Question

The radius of a circle is increasing at a rate of 3 ft/min. At what rate is its area changing when the radius is 5 ft.

Answer 1

 $\frac{d(Area)}{dt} =94.2ft^2/min$ rate is its area changing when the radius is 5 ft.

Step-by-step explanation:

Here we have , The radius of a circle is increasing at a rate of 3 ft/min. We need to find  At what rate is its area changing when the radius is 5 ft.

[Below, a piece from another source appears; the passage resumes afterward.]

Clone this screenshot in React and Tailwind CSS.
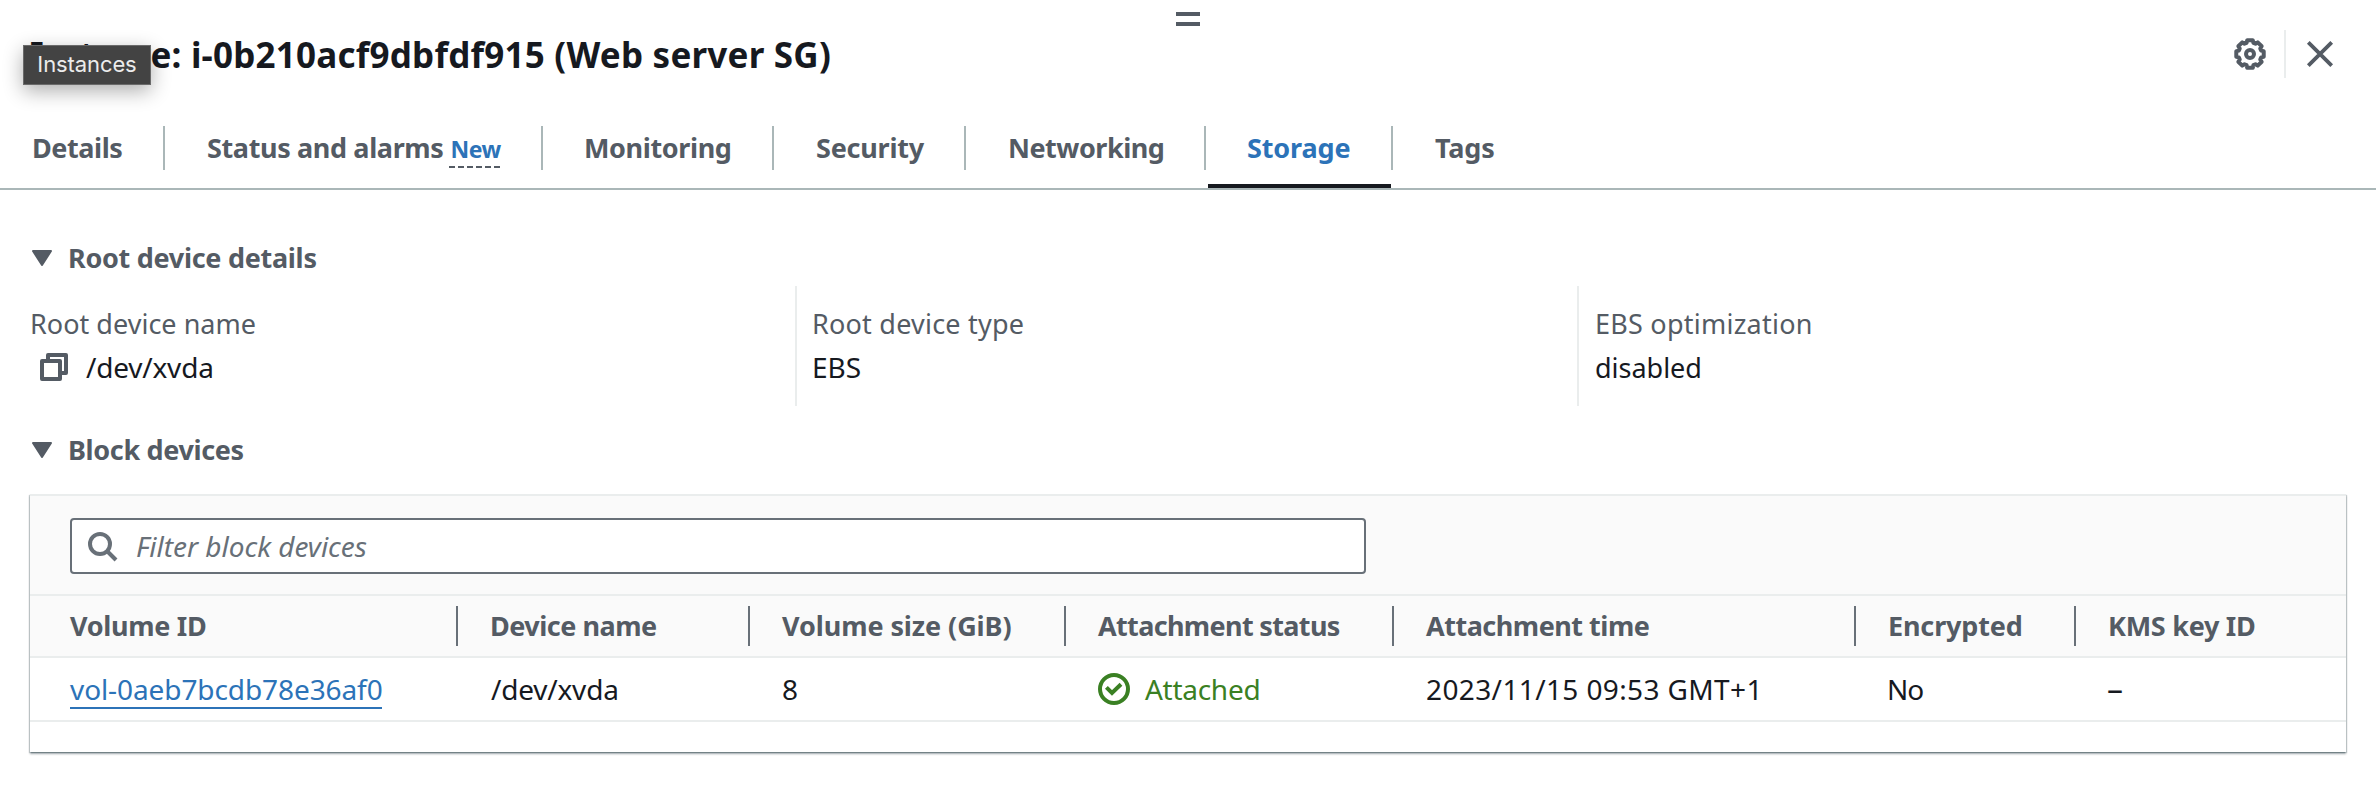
const gearPath =
  Array.from({ length: 8 }, (_, tooth) =>
    [
      [-17, 11.6],
      [-11.5, 14],
      [11.5, 14],
      [17, 11.6],
    ].map(([offset, radius]) => {
      const angle = ((tooth * 45 + offset) * Math.PI) / 180;
      return `${(16 + radius * Math.sin(angle)).toFixed(2)} ${(16 - radius * Math.cos(angle)).toFixed(2)}`;
    })
  )
    .flat()
    .map((point, i) => (i === 0 ? "M" : "L") + point)
    .join(" ") + " Z";

function GearIcon() {
  return (
    <svg className="h-8 w-8" viewBox="0 0 32 32" fill="none" stroke="currentColor" strokeWidth="4" strokeLinejoin="round">
      <path d={gearPath} />
      <circle cx="16" cy="16" r="4" />
    </svg>
  );
}

function CloseIcon() {
  return (
    <svg className="h-8 w-8" viewBox="0 0 32 32" fill="none" stroke="currentColor" strokeWidth="3.8">
      <path d="M4.3 4.3 L27.7 27.7 M27.7 4.3 L4.3 27.7" />
    </svg>
  );
}

function CopyIcon() {
  return (
    <svg className="h-8 w-8" viewBox="0 0 32 32" fill="none" stroke="currentColor" strokeWidth="4" strokeLinejoin="round">
      <path d="M4 10 H22 V28 H4 Z" />
      <path d="M10 10 V4 H28 V22 H22" />
    </svg>
  );
}

function SearchIcon() {
  return (
    <svg className="h-8 w-8" viewBox="0 0 32 32" fill="none" stroke="currentColor" strokeWidth="4">
      <circle cx="14" cy="14" r="10" />
      <path d="M21 21 L30 30" />
    </svg>
  );
}

function CheckCircleIcon() {
  return (
    <svg className="h-8 w-8" viewBox="0 0 32 32" fill="none" stroke="currentColor" strokeWidth="4">
      <circle cx="16" cy="16" r="14" />
      <path d="M8.4 14.4 L14 20 L23 11.3" />
    </svg>
  );
}

function SectionHeading({ children }) {
  return (
    <div className="flex h-10 items-center pl-8 font-bold text-[#545b64]">
      <svg className="mr-4 h-4 w-5" viewBox="0 0 20 16" fill="currentColor" stroke="currentColor" strokeWidth="2" strokeLinejoin="round">
        <path d="M1 1 H19 L10 15 Z" />
      </svg>
      {children}
    </div>
  );
}

const tabs = [
  { label: "Details", box: "w-[165px] pl-8", text: "tracking-[-0.43px]" },
  { label: "Status and alarms", badge: "New", box: "w-[378px] pl-[42px]", text: "tracking-[-0.37px]" },
  { label: "Monitoring", box: "w-[231px] pl-[41px]", text: "tracking-[-0.38px]" },
  { label: "Security", box: "w-[192px] pl-[42px]", text: "tracking-[-0.23px]" },
  { label: "Networking", box: "w-[240px] pl-[42px]", text: "tracking-[-0.49px]" },
  { label: "Storage", active: true, box: "w-[187px] pl-[41px]", text: "tracking-[-0.12px]" },
  { label: "Tags", last: true, box: "w-[120px] pl-[42px]", text: "tracking-[-0.12px]" },
];

function Tab({ label, badge, active, last, box, text }) {
  return (
    <div className={`relative flex shrink-0 items-center ${box}`}>
      <div className={`flex items-baseline whitespace-nowrap leading-10 ${text} ${active ? "text-[#2c73b8]" : ""}`}>
        {label}
        {badge && (
          <span className="ml-[6px] w-[51px] border-b-2 border-dashed border-[#545b64] pl-[1px] text-[23px] leading-[34px] tracking-[-0.5px] text-[#2c73b8]">
            {badge}
          </span>
        )}
      </div>
      {!last && <div className="ml-auto h-11 w-[2px] bg-[#aab7b8]" />}
      {active && <div className="absolute bottom-0 left-[2px] right-[2px] h-1 bg-[#16191f]" />}
    </div>
  );
}

const columns = [
  { label: "Volume ID", cls: "pl-10 tracking-[-0.31px]" },
  { label: "Device name", cls: "pl-8 tracking-[-0.5px]" },
  { label: "Volume size (GiB)", cls: "pl-8 tracking-[-0.08px]" },
  { label: "Attachment status", cls: "pl-8 tracking-[-0.65px]" },
  { label: "Attachment time", cls: "pl-8 tracking-[-0.49px]" },
  { label: "Encrypted", cls: "pl-8 tracking-[-0.15px]" },
  { label: "KMS key ID", cls: "pl-8 tracking-[-0.28px]" },
];

const gridCols = "grid grid-cols-[428px_292px_316px_328px_462px_220px_270px] items-center whitespace-nowrap";

export default function App() {
  return (
    <div className="relative flex h-[796px] w-[2376px] flex-col overflow-hidden bg-white font-['Noto_Sans',sans-serif] text-[27px] leading-[44px] text-[#16191f]">
      <div className="flex h-[30px] flex-col items-center gap-[6px] pt-3">
        <div className="h-1 w-6 bg-[#545b64]" />
        <div className="h-1 w-6 bg-[#545b64]" />
      </div>

      <header className="flex h-[78px] items-start justify-between">
        <h1 className="whitespace-nowrap pl-[30px] text-[35px] font-bold leading-[49px]">
          <span className="tracking-[-1.5px]">Instanc</span>
          <span className="tracking-[0.22px]">e: i-0b210acf9dbfdf915 (Web server SG)</span>
        </h1>
        <div className="flex h-12 items-center pr-10 text-[#545b64]">
          <GearIcon />
          <div className="ml-[18px] h-12 w-[2px] bg-[#eaeded]" />
          <div className="ml-[18px]">
            <CloseIcon />
          </div>
        </div>
      </header>

      <nav className="flex h-[82px] border-b-2 border-[#aab7b8] font-bold text-[#545b64]">
        {tabs.map((tab) => (
          <Tab key={tab.label} {...tab} />
        ))}
      </nav>

      <section className="pt-12">
        <SectionHeading>
          <span className="tracking-[-0.29px]">Root device details</span>
        </SectionHeading>
        <div className="mt-2 flex h-[120px]">
          <div className="w-[795px] pl-[30px] pt-4">
            <div className="tracking-[0.02px] text-[#545b64]">Root device name</div>
            <div className="flex items-center pl-2">
              <span className="text-[#545b64]">
                <CopyIcon />
              </span>
              <span className="ml-4 text-[28px] leading-[42px] tracking-[-0.2px]">/dev/xvda</span>
            </div>
          </div>
          <div className="w-[782px] border-l-2 border-[#eaeded] pl-[15px] pt-4">
            <div className="tracking-[0.22px] text-[#545b64]">Root device type</div>
            <div className="text-[28px] leading-[42px]">EBS</div>
          </div>
          <div className="flex-1 border-l-2 border-[#eaeded] pl-4 pt-4">
            <div className="tracking-[0.24px] text-[#545b64]">EBS optimization</div>
            <div className="tracking-[-0.02px]">disabled</div>
          </div>
        </div>
      </section>

      <section className="pt-6">
        <SectionHeading>
          <span className="tracking-[-0.35px]">Block devices</span>
        </SectionHeading>
        <div className="mx-[30px] mt-6 h-[258px] border-t-2 border-[#eaeded] bg-white shadow-[0_2px_2px_0_rgba(0,28,36,0.35),1px_1px_1px_0_rgba(0,28,36,0.18),-1px_1px_1px_0_rgba(0,28,36,0.18)]">
          <div className="h-[100px] border-b-2 border-[#eaeded] bg-[#fafafa] pl-10 pt-[22px]">
            <div className="flex h-14 w-[1296px] items-center rounded-[4px] border-2 border-[#687078] bg-white pl-[14px] text-[#687078]">
              <SearchIcon />
              <span className="ml-[18px] text-[28px] italic tracking-[-0.02px]">Filter block devices</span>
            </div>
          </div>
          <div className={`h-[62px] border-b-2 border-[#eaeded] bg-[#fafafa] font-bold text-[#545b64] ${gridCols}`}>
            {columns.map((column, i) => (
              <div key={column.label} className={`flex h-10 items-center ${column.cls}`}>
                {column.label}
                {i < columns.length - 1 && <div className="ml-auto h-10 w-[2px] bg-[#687078]" />}
              </div>
            ))}
          </div>
          <div className={`h-16 border-b-2 border-[#eaeded] text-[28px] ${gridCols}`}>
            <div className="flex pl-10 pt-[3px]">
              <a className="w-[312px] border-b-2 border-[#2c73b8] leading-[35px] tracking-[-0.09px] text-[#2c73b8]">vol-0aeb7bcdb78e36af0</a>
            </div>
            <div className="pl-[33px] tracking-[-0.2px]">/dev/xvda</div>
            <div className="pl-8">8</div>
            <div className="flex items-center pl-8 text-[#3a8023]">
              <CheckCircleIcon />
              <span className="ml-[15px] tracking-[-0.28px]">Attached</span>
            </div>
            <div className="pl-8 tracking-[0.38px]">2023/11/15 09:53 GMT+1</div>
            <div className="pl-[31px] tracking-[-1px]">No</div>
            <div className="pl-[31px] text-[32px]">–</div>
          </div>
        </div>
      </section>

      <div className="absolute left-[23px] top-[45px] flex h-10 w-[128px] items-center justify-center border border-[#6a6a6a] bg-[#434343] pb-[2px] font-['Inter',sans-serif] text-[22px] leading-7 tracking-[-0.1px] text-[#ececec] shadow-[0_6px_20px_rgba(0,0,0,0.32)]">
        Instances
      </div>
    </div>
  );
}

Let's find out:

We know that area of circle  = $\pi r^2$ .

⇒ $Area = \pi r^2$

Differentiating both sides w.r.t to time we get :

⇒ $\frac{d(Area)}{dt} = \pi\frac{ d(r^2)}{dt}$

⇒ $\frac{d(Area)}{dt} = \pi(2r)\frac{ dr}{dt}$    ............(1)              {  $\frac{d(r^n)}{dr}= nr^{n-1}$  }

But , According to Question

$\frac{dr}{dt} = 3ft/min\\r=5ft$

Putting this value in equation (1):

⇒ $\frac{d(Area)}{dt} = \pi(2(5))(3)$

⇒ $\frac{d(Area)}{dt} =30 \pi$

⇒ $\frac{d(Area)}{dt} =94.2ft^2/min$

Therefore ,  $\frac{d(Area)}{dt} =94.2ft^2/min$ rate is its area changing when the radius is 5 ft.